Pour l'électricité, le délestage fait partie de la panoplie habituelle destinée à éviter le blackout, c'est-à-dire la panne généralisée et incontrôlée, en cas de tensions entre l'offre et la demande. Avant d'en arriver là, RTE dispose d'abord de plusieurs autres moyens: appels aux éco-gestes citoyens pour réduire la consommation, interruption de la fourniture à des sites industriels rémunérés pour cela, baisse de la tension sur le réseau...

Si ces moyens ne sont pas suffisants, RTE peut avoir recours à "la mise en place en dernier recours de coupures momentanées, localisées et tournantes". Ce délestage ne dure pas plus de deux heures, sur des plages horaires spécifiques (8 heures à 13 heures et 17h30 à 20h30) et concernerait les foyers à tour de rôle.

Les usagers "sensibles" ne sont pas coupés : hôpitaux, défense nationale, sécurité, industries à risques... Les malades à haut risque traités à domicile (sous respirateur artificiel notamment) peuvent se signaler pour bénéficier d'une "information particulière et personnelle en cas de coupure de courant électrique".

Pour le gaz, les entreprises visées

La situation est différente pour le gaz, où il n'est pas possible d'organiser des coupures à distance comme pour l'électricité. "Ce n'est pas un ménage qui arrête tout seul son installation de gaz, c'est beaucoup trop dangereux, donc ça ne peut être que des équipes techniques qui peuvent arrêter et donc que les industriels qui peuvent le faire", a expliqué Agnès Pannier-Runacher. "La variable d'ajustement, ce sera les industriels", a abondé la présidente de la Commission de régulation de l'énergie (CRE), Emmanuelle Wargon.

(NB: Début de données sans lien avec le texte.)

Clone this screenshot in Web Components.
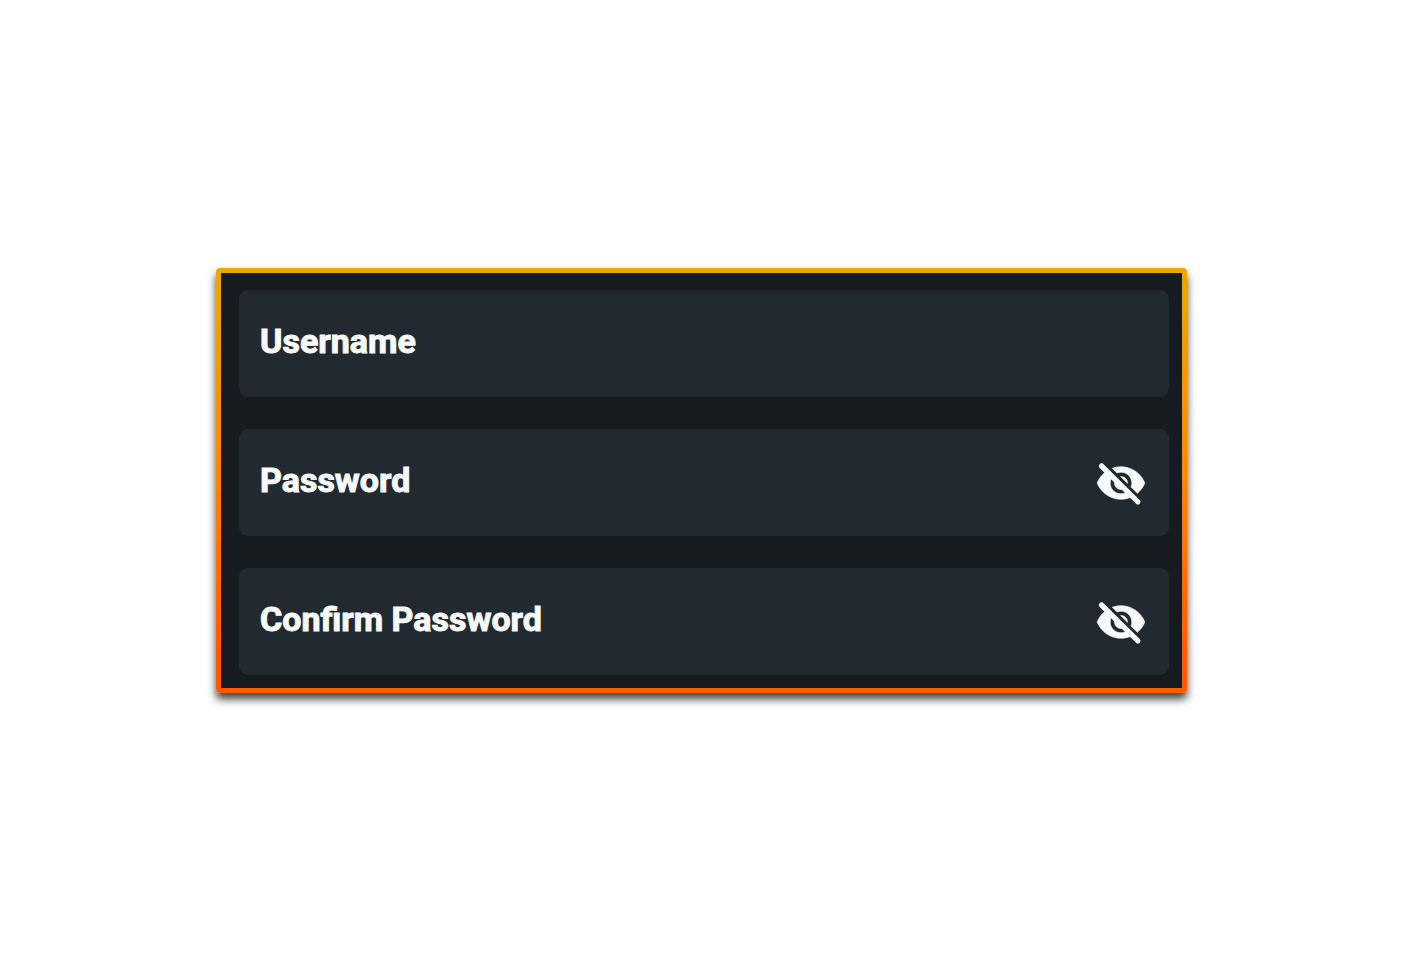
<!DOCTYPE html>
<html lang="en">
<head>
<meta charset="utf-8">
<meta name="viewport" content="width=device-width, initial-scale=1">
<title>Sign up</title>
<style>
    body {
        margin: 0;
        background: #fff;
        font-family: Roboto, sans-serif;
    }
</style>
</head>
<body>
<sign-up-page>
    <form-card>
        <form-field name="username" type="text">Username</form-field>
        <form-field name="password" type="password">Password</form-field>
        <form-field name="confirm" type="password">Confirm Password</form-field>
    </form-card>
</sign-up-page>

<script>
const pageTemplate = document.createElement('template');
pageTemplate.innerHTML = `
<style>
    :host {
        display: flex;
        align-items: center;
        box-sizing: border-box;
        min-height: 100vh;
        padding: 0 217px 0 216px;
    }

    @media (max-width: 800px) {
        :host {
            padding: 24px;
        }
    }

    main {
        flex: 1;
        min-width: 0;
    }
</style>

<main><slot></slot></main>
`;

const cardTemplate = document.createElement('template');
cardTemplate.innerHTML = `
<style>
    :host {
        display: block;
        border: 5px solid transparent;
        border-radius: 4px;
        background:
            linear-gradient(#151b21, #151b21) padding-box,
            linear-gradient(#e9ab00, #ff8400 50%, #ff5a00 90%) border-box;
        box-shadow: 0 6px 8px rgba(0, 0, 0, 0.75);
    }

    form {
        display: flex;
        flex-direction: column;
        gap: 32px;
        padding: 17px 13px 13px 18px;
    }
</style>

<form><slot></slot></form>
`;

const fieldTemplate = document.createElement('template');
fieldTemplate.innerHTML = `
<style>
    :host {
        display: grid;
        grid-template-columns: 1fr auto;
        align-items: center;
        min-height: 107px;
        border-radius: 9px;
        background: #212a30;
        color: #f7f9fa;
    }

    :host(:focus-within) {
        background: #27323a;
    }

    label {
        grid-area: 1 / 1;
        padding: 0 21px 5px;
        font-size: 34px;
        font-weight: 700;
        line-height: 40px;
        -webkit-text-stroke: 1px currentColor;
        pointer-events: none;
    }

    input {
        grid-area: 1 / 1;
        align-self: stretch;
        min-width: 0;
        padding: 0 21px;
        border: 0;
        outline: 0;
        background: none;
        color: inherit;
        font: inherit;
        font-size: 34px;
    }

    /* the label gives way once something is typed */
    input:not(:placeholder-shown) + label {
        visibility: hidden;
    }

    button {
        display: flex;
        margin: 0 22px 0 0;
        padding: 0;
        border: 0;
        background: none;
        color: inherit;
        cursor: pointer;
    }

    button[hidden] {
        display: none;
    }

    svg {
        width: 52px;
        height: 52px;
        fill: currentColor;
        stroke: currentColor;
        stroke-width: 0.3;
        stroke-linejoin: round;
    }

    .slash {
        stroke-width: 2.4;
        stroke-linecap: round;
    }
</style>

<input id="input" placeholder=" ">
<label for="input"><slot></slot></label>
<button type="button" aria-label="Toggle password visibility" hidden>
    <svg viewBox="0 0 24 24" aria-hidden="true">
        <path d="M12 7c2.76 0 5 2.24 5 5 0 .65-.13 1.26-.36 1.83l2.92 2.92c1.51-1.26 2.7-2.89 3.43-4.75-1.73-4.39-6-7.5-11-7.5-1.4 0-2.74.25-3.98.7l2.16 2.16C10.74 7.13 11.35 7 12 7zM2 4.27l2.28 2.28.46.46C3.08 8.3 1.78 10.02 1 12c1.73 4.39 6 7.5 11 7.5 1.55 0 3.03-.3 4.38-.84l.42.42L19 21 20 20 3.27 3 2 4.27zM7.53 9.8l1.55 1.55c-.05.21-.08.43-.08.65 0 1.66 1.34 3 3 3 .22 0 .44-.03.65-.08l1.55 1.55c-.67.33-1.41.53-2.2.53-2.76 0-5-2.24-5-5 0-.79.2-1.53.53-2.2zm4.31-.78l3.15 3.15.02-.16c0-1.66-1.34-3-3-3l-.17.01z"/>
        <path class="slash" d="M3 4.2 19.8 20.7"/>
    </svg>
</button>
`;

class SignUpPage extends HTMLElement {
    constructor() {
        super();
        this.attachShadow({ mode: 'open' });
        this.shadowRoot.appendChild(pageTemplate.content.cloneNode(true));
    }
}

class FormCard extends HTMLElement {
    constructor() {
        super();
        this.attachShadow({ mode: 'open' });
        this.shadowRoot.appendChild(cardTemplate.content.cloneNode(true));
    }
}

class FormField extends HTMLElement {
    constructor() {
        super();
        this.attachShadow({ mode: 'open' });
        this.shadowRoot.appendChild(fieldTemplate.content.cloneNode(true));
    }

    connectedCallback() {
        const input = this.shadowRoot.querySelector('input');
        const button = this.shadowRoot.querySelector('button');
        input.type = this.getAttribute('type') || 'text';
        input.name = this.getAttribute('name') || '';
        button.hidden = input.type !== 'password';
        button.onclick = () => {
            input.type = input.type === 'password' ? 'text' : 'password';
        };
    }
}

customElements.define('sign-up-page', SignUpPage);
customElements.define('form-card', FormCard);
customElements.define('form-field', FormField);
</script>
</body>
</html>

La France a commencé à organiser un éventuel délestage en gaz, avec un décret publié en avril pour l'encadrer. Le dispositif concerne moins de 5.000 gros consommateurs, avec des exceptions prévues pour les services publics essentiels (hôpitaux, écoles...) et certaines entreprises. Sont visés en revanche certains clients industriels ou tertiaires (centres commerciaux, salles de concert, stades...).

Le consommateur doit se conformer à un ordre de délestage "dans un délai de deux heures suivant la réception", précise le décret. Ensuite le coupure ne "dure pas deux heures, parce qu'arrêter une vanne ça prend du temps: ça peut durer un jour, deux jours", selon Mme Pannier-Runacher.